*Problem requirements:*
Reproduce all of the data below without alteration; exclude every picture.

*Recorded information:*
** START **
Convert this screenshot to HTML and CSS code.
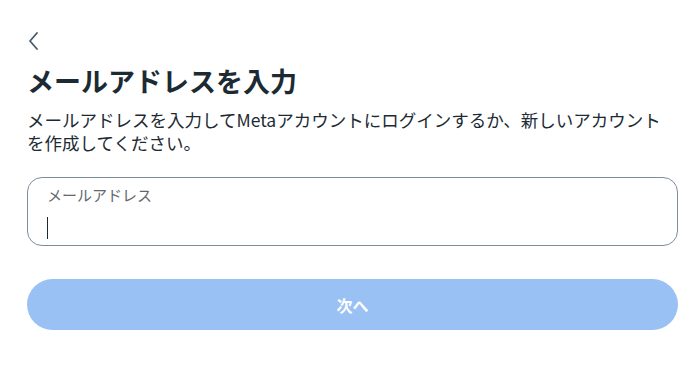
FILE: index.html
```html
<!DOCTYPE html>
<html lang="ja">
<head>
    <meta name="viewport" content="width=device-width, initial-scale=1.0">
    <link rel="stylesheet" href="styles.css">
</head>
<body>
    <div class="page">
        <!-- Back button -->
        <div class="back">
            <svg width="14" height="20" viewBox="0 0 14 20">
                <path d="M10 2 L3 10 L10 18" fill="none" stroke="#465a69" stroke-width="1.8" stroke-linecap="round" stroke-linejoin="round"/>
            </svg>
        </div>

        <h1 class="title">メールアドレスを入力</h1>
        <p class="desc">メールアドレスを入力してMetaアカウントにログインするか、新しいアカウント<br>を作成してください。</p>

        <!-- Email field -->
        <div class="field">
            <div class="field-label">メールアドレス</div>
            <div class="cursor"></div>
        </div>

        <button class="next-btn">次へ</button>
    </div>
</body>
</html>
```

FILE: styles.css
```css
body {
    margin: 0;
    background-color: white;
    color: #1c2b33;
    font-family: "Noto Sans CJK JP", "Noto Sans", sans-serif;
}

.page {
    padding: 30px 20px 0 27px;
}

/* Back button */
.back {
    height: 22px;
    display: flex;
    align-items: center;
}

.title {
    margin: 9px 0 0;
    font-size: 27px;
    line-height: 40px;
    font-weight: 700;
}

.desc {
    margin: 7px 0 0;
    font-size: 17.5px;
    line-height: 23px;
    white-space: nowrap;
}

/* Email field */
.field {
    margin-top: 23px;
    height: 69px;
    border: 1px solid #7f8c99;
    border-radius: 15px;
    padding: 6px 19px 0;
    box-sizing: border-box;
}

.field-label {
    font-size: 15px;
    line-height: 22px;
    color: #65676b;
}

.cursor {
    margin-top: 11px;
    width: 1px;
    height: 22px;
    background-color: #1c2b33;
}

.next-btn {
    display: block;
    width: 100%;
    margin-top: 33px;
    height: 51px;
    border: none;
    border-radius: 26px;
    background-color: #9ac1f4;
    color: white;
    font-family: "Noto Sans CJK JP", "Noto Sans", sans-serif;
    font-size: 16px;
    font-weight: 700;
}
```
** END **
*Finished answer:*
Convert this screenshot to HTML and CSS code.
FILE: index.html
```html
<!DOCTYPE html>
<html lang="ja">
<head>
    <meta name="viewport" content="width=device-width, initial-scale=1.0">
    <link rel="stylesheet" href="styles.css">
</head>
<body>
    <div class="page">
        <!-- Back button -->
        <div class="back">
            <svg width="14" height="20" viewBox="0 0 14 20">
                <path d="M10 2 L3 10 L10 18" fill="none" stroke="#465a69" stroke-width="1.8" stroke-linecap="round" stroke-linejoin="round"/>
            </svg>
        </div>

        <h1 class="title">メールアドレスを入力</h1>
        <p class="desc">メールアドレスを入力してMetaアカウントにログインするか、新しいアカウント<br>を作成してください。</p>

        <!-- Email field -->
        <div class="field">
            <div class="field-label">メールアドレス</div>
            <div class="cursor"></div>
        </div>

        <button class="next-btn">次へ</button>
    </div>
</body>
</html>
```

FILE: styles.css
```css
body {
    margin: 0;
    background-color: white;
    color: #1c2b33;
    font-family: "Noto Sans CJK JP", "Noto Sans", sans-serif;
}

.page {
    padding: 30px 20px 0 27px;
}

/* Back button */
.back {
    height: 22px;
    display: flex;
    align-items: center;
}

.title {
    margin: 9px 0 0;
    font-size: 27px;
    line-height: 40px;
    font-weight: 700;
}

.desc {
    margin: 7px 0 0;
    font-size: 17.5px;
    line-height: 23px;
    white-space: nowrap;
}

/* Email field */
.field {
    margin-top: 23px;
    height: 69px;
    border: 1px solid #7f8c99;
    border-radius: 15px;
    padding: 6px 19px 0;
    box-sizing: border-box;
}

.field-label {
    font-size: 15px;
    line-height: 22px;
    color: #65676b;
}

.cursor {
    margin-top: 11px;
    width: 1px;
    height: 22px;
    background-color: #1c2b33;
}

.next-btn {
    display: block;
    width: 100%;
    margin-top: 33px;
    height: 51px;
    border: none;
    border-radius: 26px;
    background-color: #9ac1f4;
    color: white;
    font-family: "Noto Sans CJK JP", "Noto Sans", sans-serif;
    font-size: 16px;
    font-weight: 700;
}
```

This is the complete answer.